„Nachts ist es kälter als draußen“

■ Für Rudolf Dreßler ist die Wahlniederlage der SPD kein Betriebsunfall. Bei der Ursachenforschung mag er seinem Kanzler überhaupt nicht folgen

taz: Hängt das schlechte Ergebnis der SPD bei der Europawahl mit dem neuen Kurs zusammen, den Bundeskanzler Schröder zusammen mit dem britischen Premier Blair umrissen hat?

Rudolf Dreßler: Nein, es ist die Folge der unsäglichen Diskussion über angebliche Rentenkürzungen und darüber, was sonst noch alles im Haushalt gestrichen werden soll. Es wäre besser gewesen, die Regierung hätte vor zwei Monaten ein schlüssiges Konzept für den Haushalt 2000 auf den Tisch gelegt. Wenn es ein sinnvolles Konzept unter dem Stichwort „Innovation und soziale Gerechtigkeit“ gewesen wäre, hätte es uns Stimmen gebracht.

Bei der Wahl hat die SPD auch Stammwähler verloren. Was bedeutet das für die Zukunft der Partei?

Ja, das war kein Betriebsunfall. Betriebsräte und Gewerkschafter haben sich abgewendet. Sie wieder an die SPD zu binden, das wird nur über Inhalte gehen.

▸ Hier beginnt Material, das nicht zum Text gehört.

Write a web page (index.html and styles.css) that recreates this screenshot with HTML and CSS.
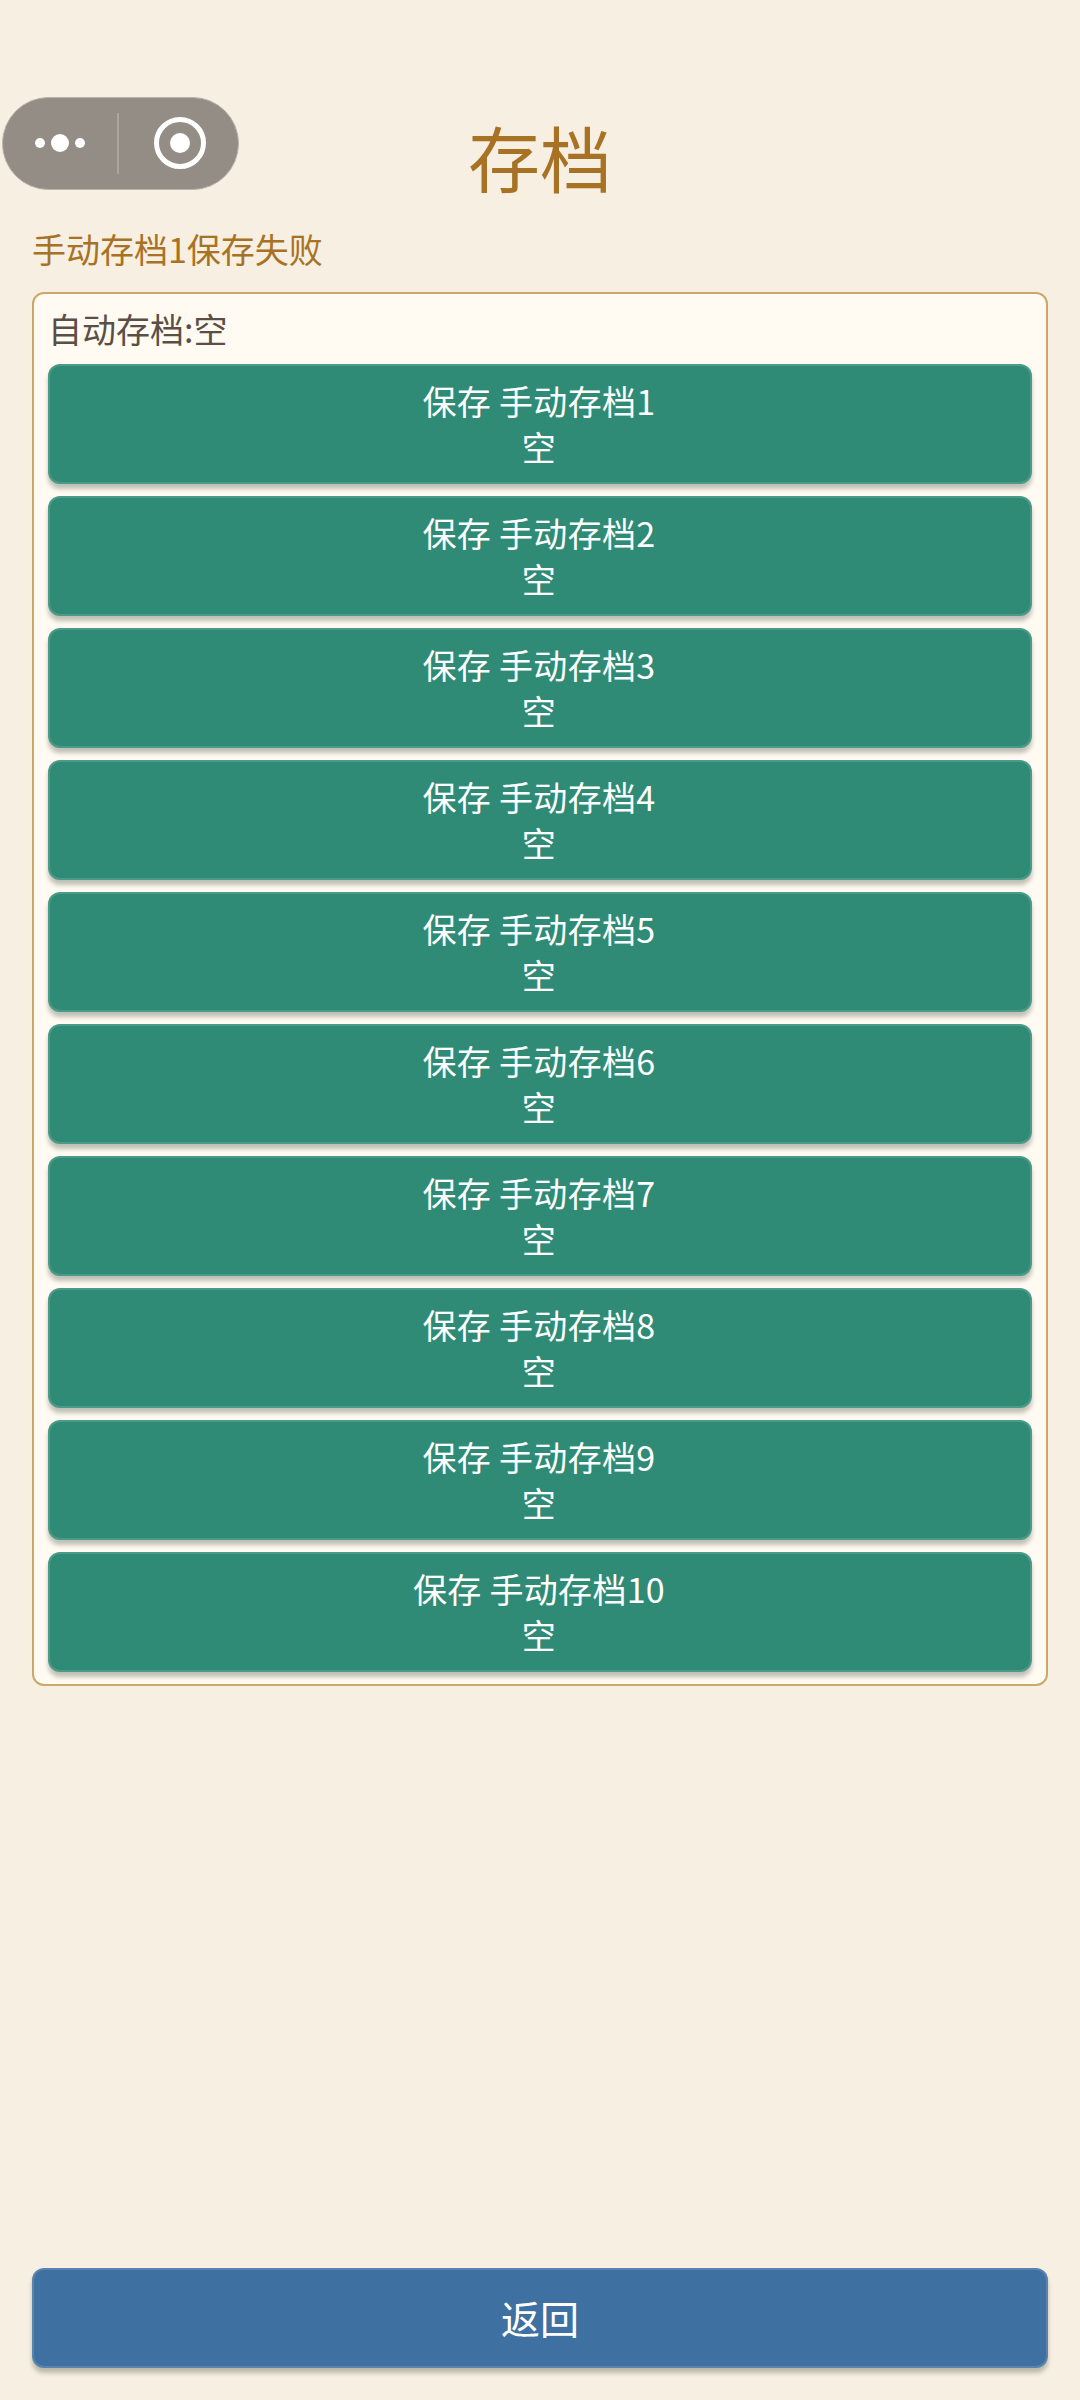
FILE: index.html
```html
<!DOCTYPE html>
<html lang="zh-CN">
<head>
<meta charset="utf-8">
<title>存档</title>
<link rel="stylesheet" href="styles.css">
</head>
<body>
<div class="capsule">
  <svg class="capsule-icon" width="237" height="93" viewBox="0 0 237 93">
    <circle cx="38" cy="46" r="5" fill="#fff"/>
    <circle cx="58" cy="46" r="9" fill="#fff"/>
    <circle cx="78" cy="46" r="5" fill="#fff"/>
    <rect x="115" y="16" width="2" height="61" fill="#aaa59d"/>
    <circle cx="178" cy="46" r="23.5" fill="none" stroke="#fff" stroke-width="5"/>
    <circle cx="178" cy="46" r="10" fill="#fff"/>
  </svg>
</div>
<main class="page">
  <h1 class="title">存档</h1>
  <p class="message">手动存档1保存失败</p>
  <section class="card">
    <p class="auto">自动存档:空</p>
    <div class="slots">
      <button class="slot"><span>保存 手动存档1</span><span>空</span></button>
      <button class="slot"><span>保存 手动存档2</span><span>空</span></button>
      <button class="slot"><span>保存 手动存档3</span><span>空</span></button>
      <button class="slot"><span>保存 手动存档4</span><span>空</span></button>
      <button class="slot"><span>保存 手动存档5</span><span>空</span></button>
      <button class="slot"><span>保存 手动存档6</span><span>空</span></button>
      <button class="slot"><span>保存 手动存档7</span><span>空</span></button>
      <button class="slot"><span>保存 手动存档8</span><span>空</span></button>
      <button class="slot"><span>保存 手动存档9</span><span>空</span></button>
      <button class="slot"><span>保存 手动存档10</span><span>空</span></button>
    </div>
  </section>
  <button class="back">返回</button>
</main>
</body>
</html>
```

FILE: styles.css
```css
* { box-sizing: border-box; }
html, body { margin: 0; padding: 0; }
body {
  width: 1080px;
  height: 2400px;
  background: #f7efe2;
  font-family: "Noto Sans CJK SC", "Noto Sans", sans-serif;
  overflow: hidden;
  position: relative;
}
.capsule {
  position: absolute;
  left: 2px;
  top: 97px;
  width: 237px;
  height: 93px;
  border-radius: 47px;
  background: #938d85;
  border: 1px solid #b9b4ab;
}
.capsule-icon { display: block; margin: -1px; }
.page {
  display: flex;
  flex-direction: column;
  height: 2400px;
  padding: 110px 32px 32px;
}
.title {
  margin: 0;
  font-size: 72px;
  line-height: 92px;
  font-weight: 400;
  color: #a87224;
  text-align: center;
}
.message {
  margin: 24px 0 0;
  font-size: 34px;
  line-height: 46px;
  color: #a87224;
}
.card {
  margin-top: 20px;
  background: #fffaf2;
  border: 2px solid #c9a868;
  border-radius: 12px;
  padding: 14px 14px 12px;
}
.auto {
  margin: -2px 0 12px 0;
  font-size: 34px;
  line-height: 46px;
  color: #5a4f44;
}
.slots { display: flex; flex-direction: column; gap: 12px; }
.slot, .back {
  display: flex;
  flex-direction: column;
  align-items: center;
  justify-content: center;
  width: 100%;
  color: #fff;
  font-family: inherit;
  border-radius: 12px;
  border: 2px solid rgba(255, 255, 255, 0.14);
  box-shadow: 0 5px 4px rgba(60, 70, 60, 0.32);
}
.slot {
  height: 120px;
  padding: 0 2px 0 0;
  background-color: #2f8b75;
  font-size: 34px;
  line-height: 46px;
  letter-spacing: 0.3px;
}
.back {
  margin-top: auto;
  height: 100px;
  padding: 0 0 2px;
  background-color: #3f70a2;
  font-size: 39px;
}
```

Deutet das Schröder/Blair-Papier nicht in die andere Richtung?

Wenn sich herausstellt, was ich befürchte, daß die Identifikation weiter verlorengeht, dann werden die Wahlergebnisse in Zukunft nicht besser werden.

Was vermuten Sie hinter dem neuen Kurs, den der Kanzler einschlagen will?

Der Kanzler allein kann keinen neuen Kurs für die SPD festlegen, den muß die ganze Partei beschließen. Schröder hat ein Papier vorgelegt, über das wir nun diskutieren werden. Die SPD muß identitätsstiftende Botschaften haben. Ich halte es für eine verhängnisvolle Fehlentwicklung, daß sich das Schröder/Blair-Papier von diesen Botschaften löst. An einigen Stellen steht es in deutlichem Widerspruch zum SPD-Programm.

Gibt es in der SPD eine Mehrheit für den Kurswechsel, den Schröder und Blair umreißen?

Ich denke nicht. Ich hoffe nicht.

Welche Stellen kritisieren Sie an dem Papier?

Es heißt da: „Letztlich wurde die Bedeutung von eigener Anstrengung und Verantwortung ignoriert und nicht belohnt.“ Die deutsche Wirklichkeit sieht doch ganz anders aus. Diese These trifft möglicherweise auf die britische Gesellschaft zu. Noch ein Beispiel: „Ein Sozialversicherungssystem, das die Fähigkeit, Arbeit zu finden, behindert, muß reformiert werden.“ Der Satz unterstellt, daß die SPD es in den vergangenen Jahrzehnten versäumt hätte, das Sozialsystem so zu reformieren, daß es die Fähigkeit, Arbeit zu finden, fördert. Das ist doch einfach nicht richtig.

Was halten Sie von der Idee, „Menschen, die Erwerbsunfähigkeitsrente beziehen, auf ihre Fähigkeit zu überprüfen, ihren Lebensunterhalt zu verdienen“?

Das ist auch so ein nebulöser Satz. Erwerbsunfähigkeit wird vom Arzt festgestellt. Wer soll das dann überprüfen? Und wie?

Wie interpretieren Sie den Satz „Moderne Sozialdemokraten wollen das Sicherheitsnetz aus Ansprüchen in ein Sprungbrett in die Eigenverantwortung umwandeln“?

Das macht genausowenig Sinn wie „nachts ist es kälter als draußen“. Möglicherweise heißt es, daß der Rechtsanspruch auf Sozialhilfe in ein karitatives System umgewandelt werden soll.

Welche Rolle weist das Papier den Gewerkschaften zu?

Der Satz „Wir wollen, daß die Gewerkschaften in der modernen Welt verankert bleiben“ ist sehr unglücklich gewählt. Er würdigt unser Gewerkschaftssystem, um das uns die ganze Welt beneidet, in keiner Weise. Kein Wunder, daß sich Gewerkschafter vor den Kopf gestoßen fühlen.

Der Kanzler sagt, er will einen Anstoß zur Modernisierung geben. Ist das nicht notwendig?

Das bedeutet doch, daß unsere Gesellschaft unmodern ist. Das bedeutet auch, daß ich Mitglied einer unmodernen Partei bin. Diesen Eindruck habe ich nicht.